>> Begin The input
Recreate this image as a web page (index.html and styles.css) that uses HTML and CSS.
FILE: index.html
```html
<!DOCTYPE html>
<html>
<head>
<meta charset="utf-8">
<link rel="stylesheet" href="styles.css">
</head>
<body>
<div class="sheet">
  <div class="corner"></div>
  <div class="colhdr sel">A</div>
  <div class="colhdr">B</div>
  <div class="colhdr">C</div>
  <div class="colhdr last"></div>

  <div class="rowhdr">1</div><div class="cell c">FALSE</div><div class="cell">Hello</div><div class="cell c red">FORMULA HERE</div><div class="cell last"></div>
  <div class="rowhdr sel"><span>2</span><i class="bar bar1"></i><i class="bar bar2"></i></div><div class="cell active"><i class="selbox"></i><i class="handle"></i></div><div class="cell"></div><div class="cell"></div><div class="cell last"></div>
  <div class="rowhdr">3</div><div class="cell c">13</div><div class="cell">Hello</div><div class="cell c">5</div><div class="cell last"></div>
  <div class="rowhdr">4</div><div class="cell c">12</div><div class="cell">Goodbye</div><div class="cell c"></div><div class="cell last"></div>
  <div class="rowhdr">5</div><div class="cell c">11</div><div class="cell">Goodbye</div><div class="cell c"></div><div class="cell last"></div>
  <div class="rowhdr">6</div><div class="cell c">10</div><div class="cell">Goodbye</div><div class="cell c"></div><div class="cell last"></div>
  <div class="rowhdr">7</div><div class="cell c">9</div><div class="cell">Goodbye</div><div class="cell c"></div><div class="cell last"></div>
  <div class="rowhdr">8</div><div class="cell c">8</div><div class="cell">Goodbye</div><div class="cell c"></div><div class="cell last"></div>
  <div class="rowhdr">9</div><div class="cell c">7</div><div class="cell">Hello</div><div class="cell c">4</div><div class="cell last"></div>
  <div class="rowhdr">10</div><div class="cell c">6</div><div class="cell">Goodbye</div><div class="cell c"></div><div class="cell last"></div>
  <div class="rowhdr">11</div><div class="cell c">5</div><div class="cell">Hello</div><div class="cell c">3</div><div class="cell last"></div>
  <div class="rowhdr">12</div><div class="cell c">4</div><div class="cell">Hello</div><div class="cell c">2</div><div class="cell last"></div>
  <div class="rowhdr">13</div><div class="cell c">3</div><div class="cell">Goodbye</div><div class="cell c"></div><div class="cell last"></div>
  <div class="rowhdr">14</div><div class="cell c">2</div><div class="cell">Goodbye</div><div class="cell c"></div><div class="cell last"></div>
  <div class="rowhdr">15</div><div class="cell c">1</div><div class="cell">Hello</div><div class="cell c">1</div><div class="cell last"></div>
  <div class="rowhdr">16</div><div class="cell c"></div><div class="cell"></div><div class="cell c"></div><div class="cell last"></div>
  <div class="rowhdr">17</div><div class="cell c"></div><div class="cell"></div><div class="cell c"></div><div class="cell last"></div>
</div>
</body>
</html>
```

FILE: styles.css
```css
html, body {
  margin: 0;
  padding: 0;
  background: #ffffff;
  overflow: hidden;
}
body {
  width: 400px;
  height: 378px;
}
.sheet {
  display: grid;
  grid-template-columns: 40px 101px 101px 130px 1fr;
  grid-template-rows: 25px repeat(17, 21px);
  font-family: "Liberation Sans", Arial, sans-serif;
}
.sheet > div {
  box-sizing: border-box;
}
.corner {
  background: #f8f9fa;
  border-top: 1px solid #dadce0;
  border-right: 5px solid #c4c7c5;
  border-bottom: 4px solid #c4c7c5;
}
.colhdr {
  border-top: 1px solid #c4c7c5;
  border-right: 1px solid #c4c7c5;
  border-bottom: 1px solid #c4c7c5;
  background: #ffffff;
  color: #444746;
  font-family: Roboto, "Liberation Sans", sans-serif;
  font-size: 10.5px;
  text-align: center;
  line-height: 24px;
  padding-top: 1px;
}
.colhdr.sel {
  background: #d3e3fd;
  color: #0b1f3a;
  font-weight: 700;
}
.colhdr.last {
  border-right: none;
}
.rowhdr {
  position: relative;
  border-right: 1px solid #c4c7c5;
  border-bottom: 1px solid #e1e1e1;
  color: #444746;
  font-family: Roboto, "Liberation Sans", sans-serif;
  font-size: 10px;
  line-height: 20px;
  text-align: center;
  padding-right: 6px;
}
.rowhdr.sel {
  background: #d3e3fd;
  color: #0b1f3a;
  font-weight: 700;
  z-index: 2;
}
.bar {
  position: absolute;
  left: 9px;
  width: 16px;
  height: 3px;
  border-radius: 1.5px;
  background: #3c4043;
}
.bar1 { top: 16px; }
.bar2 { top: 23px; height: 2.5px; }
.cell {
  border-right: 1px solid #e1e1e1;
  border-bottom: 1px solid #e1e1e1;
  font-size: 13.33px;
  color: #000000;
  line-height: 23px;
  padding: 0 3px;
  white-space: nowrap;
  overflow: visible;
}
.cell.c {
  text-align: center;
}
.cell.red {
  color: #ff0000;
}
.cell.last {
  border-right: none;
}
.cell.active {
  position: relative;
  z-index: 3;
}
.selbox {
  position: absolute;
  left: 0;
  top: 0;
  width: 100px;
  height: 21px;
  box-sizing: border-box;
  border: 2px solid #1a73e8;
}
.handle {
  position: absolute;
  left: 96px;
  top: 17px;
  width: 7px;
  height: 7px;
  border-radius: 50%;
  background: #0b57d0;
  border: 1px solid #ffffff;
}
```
>> End The input
>> Begin The input
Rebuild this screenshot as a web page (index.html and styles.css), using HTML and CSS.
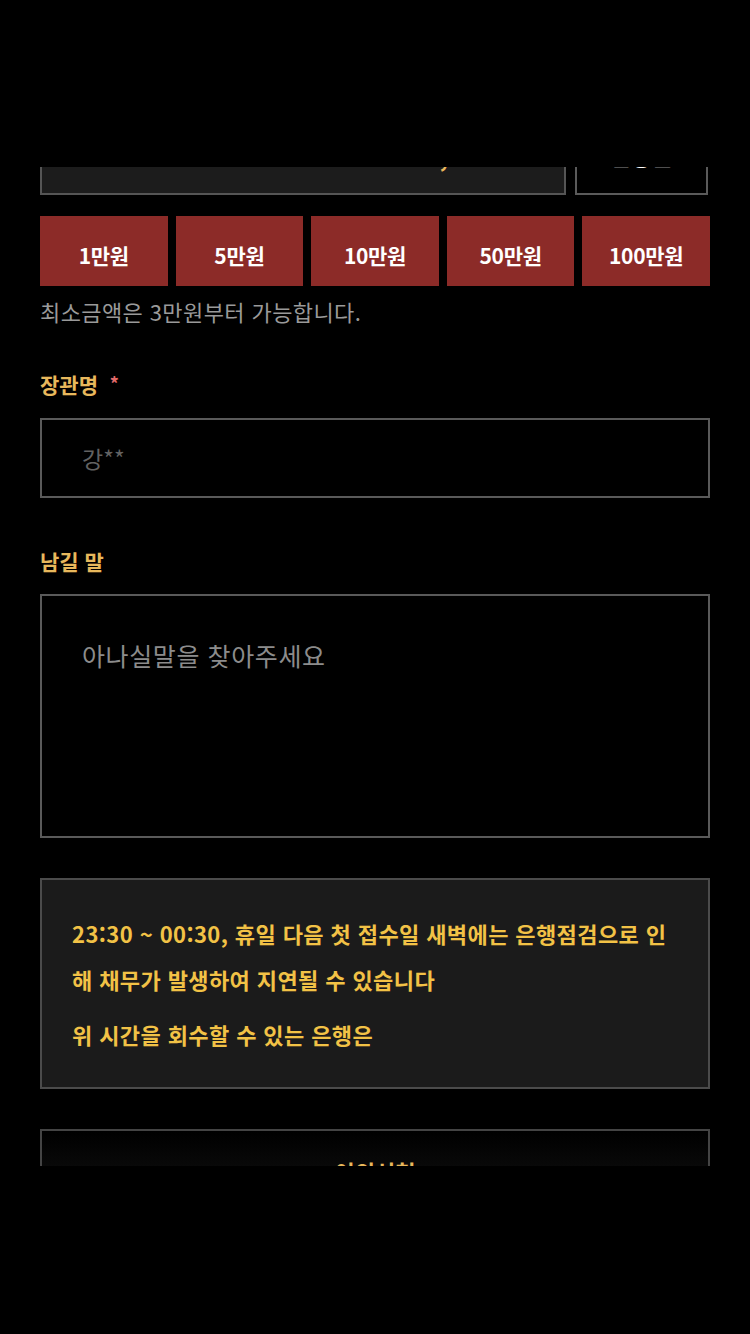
>> End The input
### Exercise description
Lines containing the word "index" are to be counted in the listing; state their number alone.

### Written solution
5